Waiting for the corridor
Divorces are long. And one of the things that experience teaches you is that life keeps moving during them. People meet new partners. Jobs change. Financial situations shift. Priorities that felt immovable six months ago quietly rearrange themselves.
I think of these moments as corridors — openings that appear not because of anything anyone did legally, but because life itself created space for a different kind of resolution. A client who was fighting for maintenance found a new partner and no longer needed it. A dispute over a piece of real estate dissolved when one party’s circumstances changed and the property stopped making sense for them. A custody battle that had been intractable for months settled in a week when one parent relocated for work.
You can’t manufacture these corridors. But you can be patient enough to let them appear. And you can have an attorney who recognizes them when they do.
When to move fast
Patience is not passivity, and waiting is not always the right answer. Part of what experience gives you is the ability to tell the difference.

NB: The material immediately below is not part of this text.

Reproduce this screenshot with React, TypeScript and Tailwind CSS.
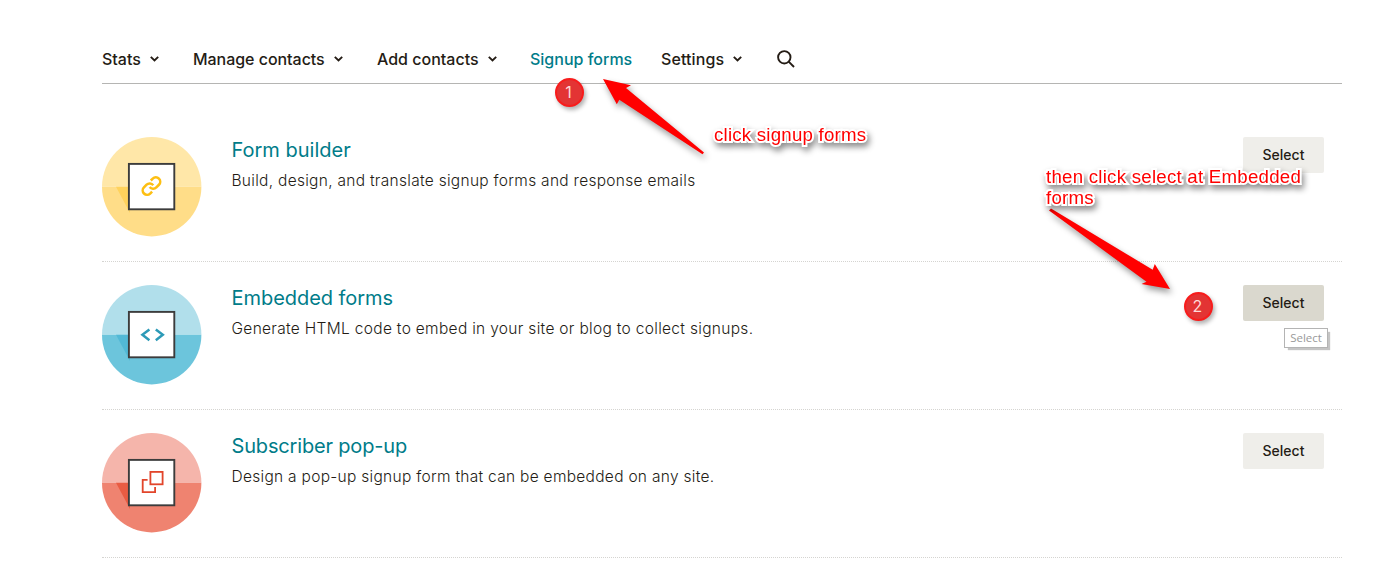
import type { ReactNode } from "react";

function Chevron() {
  return (
    <svg width="9" height="6" viewBox="0 0 9 6" fill="none" stroke="#241c15" strokeWidth="1.9" className="ml-[9px] shrink-0">
      <path d="M0.8 0.9 4.5 4.5 8.2 0.9" />
    </svg>
  );
}

type Tone = { top: string; bottom: string; shade: string };

function Badge({ tone, children }: { tone: Tone; children: ReactNode }) {
  return (
    <svg width="100" height="100" viewBox="0 0 100 100" fill="none" className="shrink-0">
      <path d="M0 49.7a49.7 49.7 0 0 1 99.4 0z" fill={tone.top} />
      <path d="M0 49.7a49.7 49.7 0 0 0 99.4 0z" fill={tone.bottom} />
      <path d="M14 49.7H28V76z" fill={tone.shade} />
      <rect x="26.9" y="26.9" width="45.4" height="45.4" fill="#fff" stroke="#3c3c3c" strokeWidth="1.9" />
      {children}
    </svg>
  );
}

const rows = [
  {
    title: "Form builder",
    titleClass: "tracking-[0px]",
    text: "Build, design, and translate signup forms and response emails",
    textClass: "tracking-[0.29px]",
    button: "bg-[#efeeea]",
    tone: { top: "#ffe7a8", bottom: "#ffdd88", shade: "#ffd25c" },
    icon: (
      <g transform="translate(38.9 38.5) scale(0.88)" stroke="#fdbf12" strokeWidth="2.9">
        <path d="M10 13a5 5 0 0 0 7.54.54l3-3a5 5 0 0 0-7.07-7.07l-2.2 2.2" />
        <path d="M14 11a5 5 0 0 0-7.54-.54l-3 3a5 5 0 0 0 7.07 7.07l2.2-2.2" />
      </g>
    ),
  },
  {
    title: "Embedded forms",
    titleClass: "tracking-[-0.05px]",
    text: "Generate HTML code to embed in your site or blog to collect signups.",
    textClass: "tracking-[0.31px]",
    button: "bg-[#dad8ce]",
    tone: { top: "#b1dfeb", bottom: "#6cc5dc", shade: "#52b9d6" },
    icon: (
      <g stroke="#2c9ab7" strokeWidth="2.5">
        <path d="M47.4 44.4 40.4 49.8 47.4 55.2M53.8 44.4 60.8 49.8 53.8 55.2" />
      </g>
    ),
  },
  {
    title: "Subscriber pop-up",
    titleClass: "tracking-[-0.17px]",
    text: "Design a pop-up signup form that can be embedded on any site.",
    textClass: "tracking-[0.29px]",
    button: "bg-[#efeeea]",
    tone: { top: "#f5b5ab", bottom: "#ef8370", shade: "#e95c43" },
    icon: (
      <g stroke="#e2452b" strokeWidth="1.8">
        <rect x="48.4" y="38.9" width="12.2" height="12.4" />
        <path d="M45.6 46.8H40.7V59.2H53.1V54" />
      </g>
    ),
  },
];

const markers = [
  { label: "1", place: "left-[555px] top-[78px]" },
  { label: "2", place: "left-[1184px] top-[292px]" },
];

export default function App() {
  return (
    <div className="relative h-[561px] w-[1381px] overflow-hidden bg-white font-['Inter','Liberation_Sans',sans-serif] text-[#241c15]">
      <div className="ml-[102px] w-[1240px]">
        <nav className="flex h-[84px] items-center border-b border-[#b5b5b3] pt-[34px] text-[16px] font-medium">
          <a className="flex w-[91px] items-center">Stats<Chevron /></a>
          <a className="flex w-[184px] items-center tracking-[-0.04px]">Manage contacts<Chevron /></a>
          <a className="flex w-[153px] items-center">Add contacts<Chevron /></a>
          <a className="w-[131px] text-[#007c89]">Signup forms</a>
          <a className="flex w-[116px] items-center tracking-[0.1px]">Settings<Chevron /></a>
          <svg width="18" height="18" viewBox="0 0 18 18" fill="none" stroke="#241c15" strokeWidth="1.9">
            <circle cx="7.3" cy="7.3" r="6.2" />
            <path d="M11.7 11.7 17 17" />
          </svg>
        </nav>
        <main className="pt-[30px]">
          {rows.map((row) => (
            <section key={row.title} className="flex h-[148px] items-start border-b border-dotted border-[#d5d4d1] pt-[23px]">
              <Badge tone={row.tone}>{row.icon}</Badge>
              <div className="ml-[29.5px] grow">
                <h2 className={`text-[20px] leading-[26px] text-[#007c89] ${row.titleClass}`}>{row.title}</h2>
                <p className={`mt-[6px] text-[15.5px] font-light leading-[24px] ${row.textClass}`}>{row.text}</p>
              </div>
              <button className={`mr-[18px] h-[36px] w-[81px] rounded-[2px] pb-[2px] text-[14px] font-medium ${row.button}`}>Select</button>
            </section>
          ))}
        </main>
      </div>

      <svg width="1381" height="561" viewBox="0 0 1381 561" className="pointer-events-none absolute left-0 top-0 drop-shadow-[2px_4px_3px_rgba(0,0,0,0.4)]">
        <path d="M603 79 631 85.3 626 88 704 152.6 702.5 154.2 619.3 99.8 616.8 104.3z" fill="#f00" />
        <path d="M1170 289 1141.5 284 1146.5 281.7 1049 210.5 1051 208.5 1152.7 269.8 1154.8 264z" fill="#f00" />
      </svg>
      {markers.map((marker) => (
        <div key={marker.label} className={`absolute flex size-[29px] items-center justify-center rounded-full border-2 border-[#f81c1c] bg-[#e33434] pb-[2px] pr-[2px] text-[16px] text-[#ffd9d9] shadow-[2px_3px_4px_rgba(0,0,0,0.3)] ${marker.place}`}>{marker.label}</div>
      ))}
      <p className="absolute left-[714px] top-[124px] whitespace-nowrap font-['Liberation_Sans',sans-serif] text-[18.67px] leading-[21px] tracking-[0.22px] text-[#f00] [filter:drop-shadow(2px_4px_3px_rgba(0,0,0,0.45))] [paint-order:stroke_fill] [-webkit-text-stroke:4px_#fff]">click signup forms</p>
      <p className="absolute left-[1046px] top-[166px] whitespace-nowrap font-['Liberation_Sans',sans-serif] text-[18.67px] leading-[21px] tracking-[0.25px] text-[#f00] [filter:drop-shadow(2px_4px_3px_rgba(0,0,0,0.45))] [paint-order:stroke_fill] [-webkit-text-stroke:4px_#fff]">then click select at Embedded<br />forms</p>
      <div className="absolute left-[1284px] top-[328px] flex h-[20px] w-[44px] items-center justify-center border border-[#b4b4b4] bg-white font-['Open_Sans','Noto_Sans',sans-serif] text-[11.5px] text-[#999] shadow-[3px_3px_1px_-1px_#c4c4c4]">Select</div>
    </div>
  );
}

Sometimes a financial window is closing. A bonus is about to be paid, and the timing of when it’s received matters enormously for how it’s treated in the settlement. A stock is at a high. An offer is on the table from an opposing party who is motivated right now in a way they won’t be in three months. A job situation is about to change in a way that will affect the support calculation significantly.
In those moments, I tell my clients: we move. Now.
The skill isn’t patience alone, and it isn’t urgency alone. It’s knowing which one the moment calls for. And that judgment — the ability to read a situation clearly and act at exactly the right time — is something I learned long before I ever set foot in a courtroom.
It started in Russia. And it has never stopped being useful.